The year 2016 marked the 25th anniversary of the commercialization of the lithium-ion battery. Since Sony’s move to commercialize the technology in 1991, the clunky electronics that were made possible by the development of the transistor have become sleek, portable devices that play an integral role in our daily lives – thanks in large part to the Li-ion battery.
“There would be no electronic portable device revolution without the lithium-ion battery,” Robert Kostecki, past chair of ECS’s Battery Division and staff scientist at Lawrence Berkeley National Laboratory, tells ECS.
Impact of Li-ion technology
Without Li-ion batteries, we wouldn’t have smartphones, tablets, or laptops – more so, electric vehicles would have a slim chance of competing in the transportation sector and dreams of large-scale energy storage for a renewable grid may be dashed. Without the Li-ion, there would be no Tesla. There would be no Apple. The landscape of Silicon Valley as we know it today would be vastly different.
While the battery may have hit the marketplace in the early ‘90s, pioneers such as Stanley Whittingham, Michael Thackeray, John Goodenough, and others began pushing the technology in the ‘70s and ‘80s.
In its initial years, Li-ion battery technology boomed. As the field gained more interest from researchers after commercialization, developments started pouring in that doubled, or in some cases, tripled the amount of energy the battery was able to store. While progress continued over the years, the pace began to slow. Incremental advances at the fundamental level opened new paths for small, portable electronics, but have not answered demands for large-scale grid storage or an electric vehicle battery that will allow for a drive range of over 300 miles on a single charge.
The secrets of the past
And even though Li-ion battery technology has become the dominant force in energy storage, it is not the only development that has become highly viable in battery technology. For scientists like Kostecki, sometimes you have to take a step back in order to move forward.
“You can look at the cover of Scientific American from 1911 with Thomas Edison standing next to an electric car,” Kostecki, an ECS Fellow, says. “Then you read the featured paper inside and you learn that the average electric car back in 1912 could travel 150 miles. I think there’s a valuable lesson to learn from that.”
While Edison’s electric vehicle could not compete with the highly popular gasoline-powered cars of that day, the potential of a battery capable of handling long-term storage needs existed in the early 20th century. Even as the Li-ion battery grew in popularity among all fronts of energy storage, Kostecki believes that ruling other technologies out for a diverse range of applications would be naive.
“It’s still good to look at the possible improvements and whether they exist in current technology,” Kostecki says, “but I think we have to take not just one step back, but fifty steps back.”
For Kostecki, the future of battery technology lies in reexamining past technologies with today’s tools. Advances in equipment and materials may mean that a technology ruled irrelevant in the past could be viable now with the aid of today’s more sophisticated technology.

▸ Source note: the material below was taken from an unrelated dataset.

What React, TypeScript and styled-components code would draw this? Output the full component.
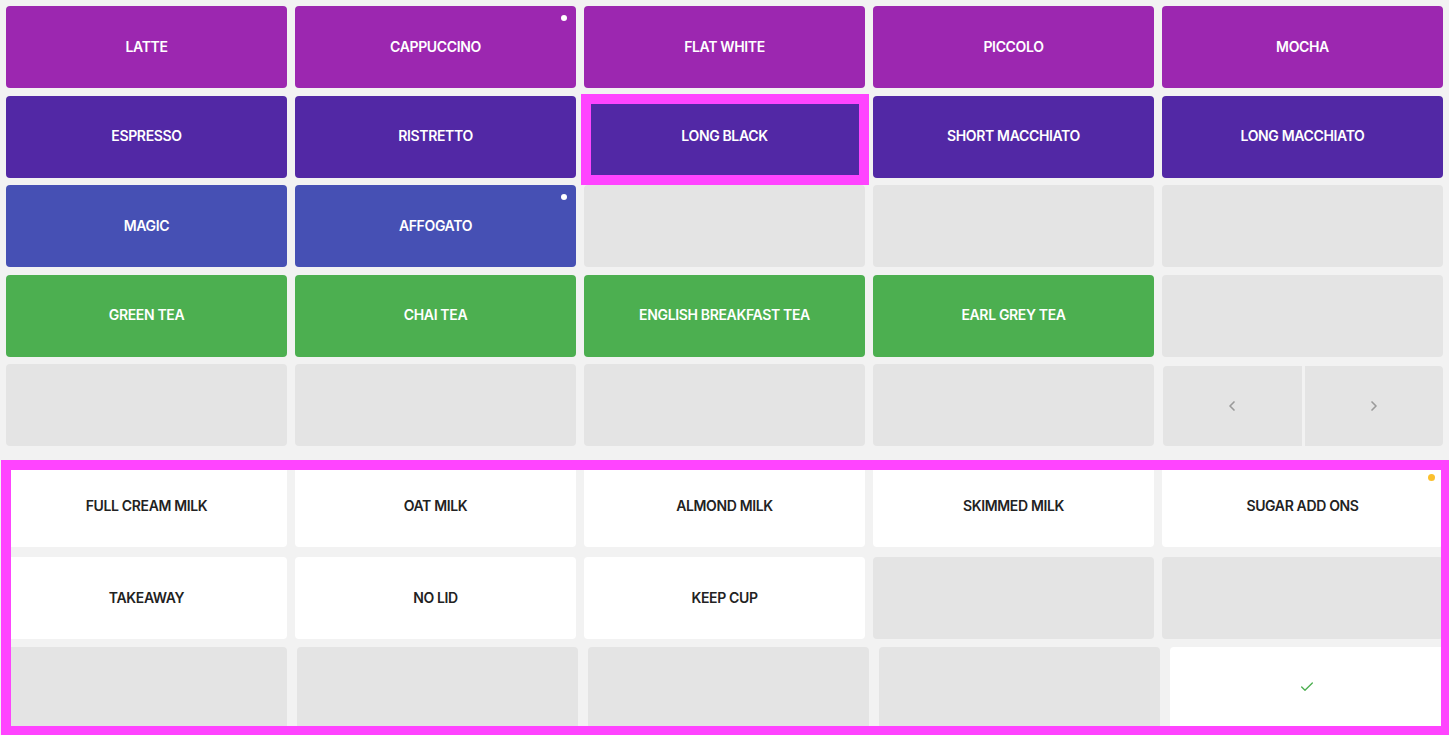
import { ReactElement } from 'react';
import styled, { createGlobalStyle } from 'styled-components';
import { Check, ChevronLeft, ChevronRight } from 'lucide-react';

const GlobalStyle = createGlobalStyle`
  html, body {
    margin: 0;
    height: 100%;
    overflow: hidden;
    background: #f2f2f2;
  }
  body {
    font-family: Inter, 'Noto Sans', 'Liberation Sans', sans-serif;
  }
`;

const Page = styled.div`
  display: flex;
  flex-direction: column;
  gap: 19px;
  padding: 6px;
  width: 1437px;
`;

const Grid = styled.div<{ rowGap: number }>`
  display: grid;
  grid-template-columns: repeat(5, 281px);
  grid-auto-rows: 82px;
  column-gap: 8px;
  row-gap: ${({ rowGap }) => rowGap}px;
`;

const Tile = styled.div<{ bg: string; fg: string }>`
  position: relative;
  display: flex;
  align-items: center;
  justify-content: center;
  padding-bottom: 2px;
  border-radius: 4px;
  background: ${({ bg }) => bg};
  color: ${({ fg }) => fg};
  font-size: 14px;
  font-weight: 600;
  letter-spacing: -0.35px;
  text-transform: uppercase;
`;

const Selected = styled.div`
  position: absolute;
  top: -2px;
  left: -3px;
  right: -4px;
  bottom: -7px;
  border: 10px solid #ff44ff;
  pointer-events: none;
`;

const Dot = styled.span<{ color: string; size: number }>`
  position: absolute;
  top: ${({ size }) => 12 - size / 2}px;
  right: ${({ size }) => 12 - size / 2}px;
  width: ${({ size }) => size}px;
  height: ${({ size }) => size}px;
  border-radius: 50%;
  background: ${({ color }) => color};
`;

const Pager = styled.div`
  display: flex;
  gap: 3px;
  margin-top: 2px;
  margin-left: 1px;
`;

const PageButton = styled.div<{ side: 'left' | 'right' }>`
  flex: 1;
  display: flex;
  align-items: center;
  justify-content: center;
  background: #e4e4e4;
  color: #9a9a9a;
  border-radius: ${({ side }) => (side === 'left' ? '4px 0 0 4px' : '0 4px 4px 0')};
`;

const Panel = styled.div`
  position: relative;
  display: flex;
  flex-direction: column;
  gap: 8px;
`;

const LastRow = styled.div`
  display: flex;
  gap: 10px;
  height: 82px;

  > div {
    flex: 0 0 281px;
  }
`;

const Frame = styled.div`
  position: absolute;
  top: -5px;
  left: -5px;
  right: -8px;
  bottom: -7px;
  border: 10px solid #ff44ff;
  pointer-events: none;
`;

const PURPLE = '#9c27b0';
const DEEP = '#5228a5';
const INDIGO = '#4650b4';
const GREEN = '#4caf50';
const EMPTY = '#e4e4e4';

type Item = { label?: string; bg: string; dot?: boolean; selected?: boolean };

const drinks: Item[] = [
  { label: 'Latte', bg: PURPLE },
  { label: 'Cappuccino', bg: PURPLE, dot: true },
  { label: 'Flat White', bg: PURPLE },
  { label: 'Piccolo', bg: PURPLE },
  { label: 'Mocha', bg: PURPLE },
  { label: 'Espresso', bg: DEEP },
  { label: 'Ristretto', bg: DEEP },
  { label: 'Long Black', bg: DEEP, selected: true },
  { label: 'Short Macchiato', bg: DEEP },
  { label: 'Long Macchiato', bg: DEEP },
  { label: 'Magic', bg: INDIGO },
  { label: 'Affogato', bg: INDIGO, dot: true },
  { bg: EMPTY },
  { bg: EMPTY },
  { bg: EMPTY },
  { label: 'Green Tea', bg: GREEN },
  { label: 'Chai Tea', bg: GREEN },
  { label: 'English Breakfast Tea', bg: GREEN },
  { label: 'Earl Grey Tea', bg: GREEN },
  { bg: EMPTY },
  { bg: EMPTY },
  { bg: EMPTY },
  { bg: EMPTY },
  { bg: EMPTY },
];

const options: Item[] = [
  { label: 'Full Cream Milk', bg: '#fff' },
  { label: 'Oat Milk', bg: '#fff' },
  { label: 'Almond Milk', bg: '#fff' },
  { label: 'Skimmed Milk', bg: '#fff' },
  { label: 'Sugar Add Ons', bg: '#fff', dot: true },
  { label: 'Takeaway', bg: '#fff' },
  { label: 'No Lid', bg: '#fff' },
  { label: 'Keep Cup', bg: '#fff' },
  { bg: EMPTY },
  { bg: EMPTY },
];

const App = (): ReactElement => {
  return (
    <>
      <GlobalStyle />
      <Page>
        <Grid rowGap={7.5}>
          {drinks.map((d, i) => (
            <Tile key={i} bg={d.bg} fg="#fff">
              {d.label}
              {d.dot && <Dot color="#fff" size={6} />}
              {d.selected && <Selected />}
            </Tile>
          ))}
          <Pager>
            <PageButton side="left">
              <ChevronLeft size={16} strokeWidth={2.5} />
            </PageButton>
            <PageButton side="right">
              <ChevronRight size={16} strokeWidth={2.5} />
            </PageButton>
          </Pager>
        </Grid>
        <Panel>
          <Grid rowGap={10}>
            {options.map((o, i) => (
              <Tile key={i} bg={o.bg} fg="#222">
                {o.label}
                {o.dot && <Dot color="#fbc02d" size={7} />}
              </Tile>
            ))}
          </Grid>
          <LastRow>
            <Tile bg={EMPTY} fg="#222" />
            <Tile bg={EMPTY} fg="#222" />
            <Tile bg={EMPTY} fg="#222" />
            <Tile bg={EMPTY} fg="#222" />
            <Tile bg="#fff" fg={GREEN}>
              <Check size={16} strokeWidth={2} style={{ marginRight: 8 }} />
            </Tile>
          </LastRow>
          <Frame />
        </Panel>
      </Page>
    </>
  );
};

export default App;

The “holy grail” of energy storage
“We can always take an idea that was impossible to realize 20 years ago and measure it again with the current state of the art equipment and knowledge,” Kostecki says. “Here, we’ll see whether we can reproach it and find a solution to something that seemed so impossible to work with.”
According to Kostecki, past research holds critical knowledge for future efforts, but the critical mass has not been reached yet to take those initial endeavors from the laboratory to the market place. The researchers who have grasped the concept tend toward reexamining multivalent systems as well as lithium-sulfur, lithium-air, and other lithium-based batteries that were first theoretically established centuries ago. Kostecki believes that if these technologies could be improved and scaled up, other lithium-based batteries of the past may lead to the “holy grail” of our energy future.
“If we can make a lithium metal based battery, it will offer a much higher energy density and we can scale it up to the manufacturing process, making it last long enough and making it safe,” Kostecki says. “I’ll probably have to live for another decade and then some to see whether the next attempts are going to be successful, but there are several systems out there and there’s been a lot of discussion about which of those systems will make the pass.”
For example, Sony – the first company to commercialize the Li-ion battery – is already talking about the potential of taking lithium-sulfur batteries from the lab to the market as soon as 2020. Additionally, industry is taking a closer look at the future of lithium-air batteries and their applications in electric vehicles.
Diversity in energy storage
As for the scientific community, Kostecki – who works on predicting battery safety, longevity, and efficiency – believes that scientists will began making a lot of headway in these past technologies on a fundamental level; trying to find new ways of storing power diversely in systems born of these seed projects.
The Li-ion battery may still be dominant and one of the most impactful developments to emerge from energy storage, but for Kostecki, it can be seen as a ramp on the innovation curve of battery technology throughout the years. As for the future of energy storage, Kostecki hopes it continues to grow in diversity and continues to acknowledge the little achievements that may have seemed inconsequential 30 years ago could be huge breakthroughs today.
“It’s hard to predict the future,” Kostecki says. “But we’re pushing the envelope and testing new horizons.”